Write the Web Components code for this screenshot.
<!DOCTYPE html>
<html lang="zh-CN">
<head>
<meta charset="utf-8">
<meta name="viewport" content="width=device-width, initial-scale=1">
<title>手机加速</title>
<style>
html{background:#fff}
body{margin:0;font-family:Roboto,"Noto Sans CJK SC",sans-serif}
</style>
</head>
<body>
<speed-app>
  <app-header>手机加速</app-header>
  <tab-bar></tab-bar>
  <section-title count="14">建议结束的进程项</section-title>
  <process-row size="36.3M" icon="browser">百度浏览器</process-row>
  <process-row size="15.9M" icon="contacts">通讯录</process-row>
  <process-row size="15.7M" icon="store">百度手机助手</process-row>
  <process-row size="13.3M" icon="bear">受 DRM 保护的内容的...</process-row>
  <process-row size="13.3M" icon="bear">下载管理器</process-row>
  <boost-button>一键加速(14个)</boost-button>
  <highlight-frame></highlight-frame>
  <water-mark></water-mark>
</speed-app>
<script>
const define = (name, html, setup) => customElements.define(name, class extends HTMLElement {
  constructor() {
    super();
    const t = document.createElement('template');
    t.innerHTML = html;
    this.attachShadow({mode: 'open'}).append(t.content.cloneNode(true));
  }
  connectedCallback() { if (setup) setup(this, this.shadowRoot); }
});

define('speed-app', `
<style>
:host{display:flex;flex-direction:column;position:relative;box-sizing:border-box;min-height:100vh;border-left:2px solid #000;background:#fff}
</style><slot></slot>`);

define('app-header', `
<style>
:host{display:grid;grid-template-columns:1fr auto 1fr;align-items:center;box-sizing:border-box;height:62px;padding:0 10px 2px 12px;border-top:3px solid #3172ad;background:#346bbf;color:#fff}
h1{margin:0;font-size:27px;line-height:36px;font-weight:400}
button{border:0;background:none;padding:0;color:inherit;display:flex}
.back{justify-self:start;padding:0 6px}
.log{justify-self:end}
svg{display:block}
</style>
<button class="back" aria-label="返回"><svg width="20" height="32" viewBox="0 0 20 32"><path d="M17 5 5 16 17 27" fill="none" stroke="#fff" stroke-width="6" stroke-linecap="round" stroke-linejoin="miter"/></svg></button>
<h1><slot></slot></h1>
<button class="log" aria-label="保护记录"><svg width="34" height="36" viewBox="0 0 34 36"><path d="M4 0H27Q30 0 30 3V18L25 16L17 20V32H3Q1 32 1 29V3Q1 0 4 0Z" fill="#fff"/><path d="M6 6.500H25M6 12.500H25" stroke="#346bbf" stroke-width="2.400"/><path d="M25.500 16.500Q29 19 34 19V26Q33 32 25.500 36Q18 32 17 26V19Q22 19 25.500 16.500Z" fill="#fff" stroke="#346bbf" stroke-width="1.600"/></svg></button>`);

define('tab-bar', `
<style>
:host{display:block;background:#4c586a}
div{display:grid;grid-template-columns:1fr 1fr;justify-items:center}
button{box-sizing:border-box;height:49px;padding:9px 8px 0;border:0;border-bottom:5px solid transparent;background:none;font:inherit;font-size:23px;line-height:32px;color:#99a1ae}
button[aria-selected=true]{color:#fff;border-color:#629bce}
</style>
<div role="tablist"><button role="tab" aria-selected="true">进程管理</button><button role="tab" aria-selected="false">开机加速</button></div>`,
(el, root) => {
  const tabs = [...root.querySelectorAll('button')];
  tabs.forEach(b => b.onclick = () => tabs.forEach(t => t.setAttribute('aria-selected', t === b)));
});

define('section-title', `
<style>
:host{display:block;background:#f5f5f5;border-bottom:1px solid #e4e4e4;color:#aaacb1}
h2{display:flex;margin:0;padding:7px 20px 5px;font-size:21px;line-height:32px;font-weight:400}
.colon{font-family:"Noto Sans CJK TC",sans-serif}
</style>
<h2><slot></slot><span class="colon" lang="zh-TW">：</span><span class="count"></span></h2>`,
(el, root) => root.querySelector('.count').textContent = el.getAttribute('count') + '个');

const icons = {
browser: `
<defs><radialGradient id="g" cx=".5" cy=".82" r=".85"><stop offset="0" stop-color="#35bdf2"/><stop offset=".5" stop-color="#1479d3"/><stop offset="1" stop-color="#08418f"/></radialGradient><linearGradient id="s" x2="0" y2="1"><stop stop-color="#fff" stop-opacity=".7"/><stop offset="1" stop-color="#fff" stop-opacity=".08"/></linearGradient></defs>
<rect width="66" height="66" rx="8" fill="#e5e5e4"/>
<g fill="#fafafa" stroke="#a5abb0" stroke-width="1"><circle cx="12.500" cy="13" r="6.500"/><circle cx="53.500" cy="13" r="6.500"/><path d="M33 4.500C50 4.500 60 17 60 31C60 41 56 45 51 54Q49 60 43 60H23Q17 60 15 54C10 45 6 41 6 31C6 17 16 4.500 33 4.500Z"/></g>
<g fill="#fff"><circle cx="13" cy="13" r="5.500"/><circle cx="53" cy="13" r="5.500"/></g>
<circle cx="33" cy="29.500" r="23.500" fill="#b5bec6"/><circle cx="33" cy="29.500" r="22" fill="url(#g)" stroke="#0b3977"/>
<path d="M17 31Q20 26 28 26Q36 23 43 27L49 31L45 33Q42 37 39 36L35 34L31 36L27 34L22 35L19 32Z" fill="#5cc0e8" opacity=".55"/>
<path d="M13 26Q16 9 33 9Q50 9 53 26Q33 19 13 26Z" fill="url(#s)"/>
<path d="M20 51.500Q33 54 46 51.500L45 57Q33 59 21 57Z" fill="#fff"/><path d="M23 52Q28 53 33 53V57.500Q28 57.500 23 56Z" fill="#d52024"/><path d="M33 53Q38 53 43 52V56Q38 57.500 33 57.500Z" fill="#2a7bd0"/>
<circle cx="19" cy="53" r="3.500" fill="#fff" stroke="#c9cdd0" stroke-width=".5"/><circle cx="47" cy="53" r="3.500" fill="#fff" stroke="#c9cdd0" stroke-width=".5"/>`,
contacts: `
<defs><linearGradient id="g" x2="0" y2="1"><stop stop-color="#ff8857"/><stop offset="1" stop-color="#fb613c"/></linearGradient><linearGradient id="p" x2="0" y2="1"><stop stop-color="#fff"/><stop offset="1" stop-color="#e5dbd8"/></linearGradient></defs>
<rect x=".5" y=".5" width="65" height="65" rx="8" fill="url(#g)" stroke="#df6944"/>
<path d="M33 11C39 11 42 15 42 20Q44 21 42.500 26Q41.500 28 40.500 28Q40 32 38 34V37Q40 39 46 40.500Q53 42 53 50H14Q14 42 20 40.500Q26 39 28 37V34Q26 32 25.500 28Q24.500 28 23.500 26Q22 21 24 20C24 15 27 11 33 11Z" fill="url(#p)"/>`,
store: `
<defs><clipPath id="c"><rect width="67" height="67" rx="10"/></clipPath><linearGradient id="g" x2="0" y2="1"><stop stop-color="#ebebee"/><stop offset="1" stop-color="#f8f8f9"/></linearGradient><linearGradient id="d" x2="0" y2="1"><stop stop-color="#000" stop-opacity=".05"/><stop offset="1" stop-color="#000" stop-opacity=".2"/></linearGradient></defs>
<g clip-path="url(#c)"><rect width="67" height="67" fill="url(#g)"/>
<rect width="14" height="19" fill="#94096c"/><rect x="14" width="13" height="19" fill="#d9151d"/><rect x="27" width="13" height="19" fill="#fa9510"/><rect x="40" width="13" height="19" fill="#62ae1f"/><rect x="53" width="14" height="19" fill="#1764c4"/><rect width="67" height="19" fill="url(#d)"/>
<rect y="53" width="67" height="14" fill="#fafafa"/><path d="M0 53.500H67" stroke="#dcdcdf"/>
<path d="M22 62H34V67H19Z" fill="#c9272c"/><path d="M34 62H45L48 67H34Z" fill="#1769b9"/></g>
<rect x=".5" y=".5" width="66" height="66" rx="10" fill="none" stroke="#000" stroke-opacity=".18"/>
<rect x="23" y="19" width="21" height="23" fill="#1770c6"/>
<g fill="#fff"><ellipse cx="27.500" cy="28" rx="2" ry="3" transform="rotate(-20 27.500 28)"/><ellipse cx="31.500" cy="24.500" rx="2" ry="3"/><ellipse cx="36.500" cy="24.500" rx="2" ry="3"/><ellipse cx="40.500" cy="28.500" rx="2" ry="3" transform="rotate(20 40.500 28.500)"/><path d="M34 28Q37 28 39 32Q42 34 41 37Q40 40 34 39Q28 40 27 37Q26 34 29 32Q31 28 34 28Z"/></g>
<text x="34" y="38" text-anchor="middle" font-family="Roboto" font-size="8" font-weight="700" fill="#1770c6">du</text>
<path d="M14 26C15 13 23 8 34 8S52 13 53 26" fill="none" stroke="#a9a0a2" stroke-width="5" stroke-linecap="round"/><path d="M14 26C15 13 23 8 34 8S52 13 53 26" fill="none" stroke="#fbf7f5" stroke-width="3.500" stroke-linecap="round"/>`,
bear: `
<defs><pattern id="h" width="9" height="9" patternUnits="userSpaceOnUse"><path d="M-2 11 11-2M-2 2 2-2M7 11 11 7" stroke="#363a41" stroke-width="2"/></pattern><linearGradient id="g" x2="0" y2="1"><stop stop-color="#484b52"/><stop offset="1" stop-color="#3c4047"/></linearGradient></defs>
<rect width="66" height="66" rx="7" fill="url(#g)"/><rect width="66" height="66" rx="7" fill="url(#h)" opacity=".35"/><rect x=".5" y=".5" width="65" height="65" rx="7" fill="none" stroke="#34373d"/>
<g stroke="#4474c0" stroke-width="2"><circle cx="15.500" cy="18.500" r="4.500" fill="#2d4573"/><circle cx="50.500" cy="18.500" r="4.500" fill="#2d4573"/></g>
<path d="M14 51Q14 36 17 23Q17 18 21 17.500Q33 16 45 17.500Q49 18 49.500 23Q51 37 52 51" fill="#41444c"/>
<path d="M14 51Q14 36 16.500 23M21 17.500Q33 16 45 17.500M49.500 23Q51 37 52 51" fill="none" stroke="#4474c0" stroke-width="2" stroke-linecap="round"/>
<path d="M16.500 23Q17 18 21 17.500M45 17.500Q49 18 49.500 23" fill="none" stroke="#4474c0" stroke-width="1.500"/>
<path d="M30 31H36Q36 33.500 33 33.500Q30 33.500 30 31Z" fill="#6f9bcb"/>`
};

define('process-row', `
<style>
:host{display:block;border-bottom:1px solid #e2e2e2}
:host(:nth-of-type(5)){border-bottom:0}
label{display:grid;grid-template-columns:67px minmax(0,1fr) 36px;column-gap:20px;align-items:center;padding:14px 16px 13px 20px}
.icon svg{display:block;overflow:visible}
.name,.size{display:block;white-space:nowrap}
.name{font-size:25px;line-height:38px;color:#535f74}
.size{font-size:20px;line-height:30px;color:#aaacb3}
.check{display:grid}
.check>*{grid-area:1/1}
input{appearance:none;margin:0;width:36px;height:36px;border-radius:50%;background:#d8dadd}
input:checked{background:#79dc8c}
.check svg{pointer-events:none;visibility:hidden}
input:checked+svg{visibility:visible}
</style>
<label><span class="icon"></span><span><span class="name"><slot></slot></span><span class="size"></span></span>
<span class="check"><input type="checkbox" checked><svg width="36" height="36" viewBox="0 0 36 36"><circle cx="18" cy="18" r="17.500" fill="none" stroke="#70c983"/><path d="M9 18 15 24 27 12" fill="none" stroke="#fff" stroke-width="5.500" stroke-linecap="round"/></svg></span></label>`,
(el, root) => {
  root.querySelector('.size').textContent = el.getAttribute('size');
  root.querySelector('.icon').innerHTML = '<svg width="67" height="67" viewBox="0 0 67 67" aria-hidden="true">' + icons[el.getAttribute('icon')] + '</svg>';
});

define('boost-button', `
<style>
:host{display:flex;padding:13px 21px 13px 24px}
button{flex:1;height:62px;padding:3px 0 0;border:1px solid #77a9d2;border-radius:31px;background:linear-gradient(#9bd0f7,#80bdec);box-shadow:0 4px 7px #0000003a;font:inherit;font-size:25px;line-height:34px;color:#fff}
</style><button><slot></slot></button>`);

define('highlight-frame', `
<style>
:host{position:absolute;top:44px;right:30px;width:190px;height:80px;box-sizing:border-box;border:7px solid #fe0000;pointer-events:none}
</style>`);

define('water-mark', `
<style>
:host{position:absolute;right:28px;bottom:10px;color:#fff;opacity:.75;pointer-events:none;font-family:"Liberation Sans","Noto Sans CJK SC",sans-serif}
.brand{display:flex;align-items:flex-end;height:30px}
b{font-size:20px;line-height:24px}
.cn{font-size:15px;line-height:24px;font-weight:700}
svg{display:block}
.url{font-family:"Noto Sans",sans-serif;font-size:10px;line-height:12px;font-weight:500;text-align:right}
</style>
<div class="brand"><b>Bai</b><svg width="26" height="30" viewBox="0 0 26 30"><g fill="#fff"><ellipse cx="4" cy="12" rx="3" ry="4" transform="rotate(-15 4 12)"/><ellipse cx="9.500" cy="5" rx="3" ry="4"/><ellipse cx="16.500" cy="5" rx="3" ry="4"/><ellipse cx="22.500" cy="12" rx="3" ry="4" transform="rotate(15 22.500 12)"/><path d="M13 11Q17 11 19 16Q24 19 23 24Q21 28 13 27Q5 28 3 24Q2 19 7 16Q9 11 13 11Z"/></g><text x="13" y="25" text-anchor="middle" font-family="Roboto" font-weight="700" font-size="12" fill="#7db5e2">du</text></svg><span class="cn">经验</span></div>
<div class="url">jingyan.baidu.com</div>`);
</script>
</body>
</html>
_ _ _ _ _ _ _
## What is expected:
Provide the number of lines in the data above that contain the string "this", and nothing else.

## Answer below:
3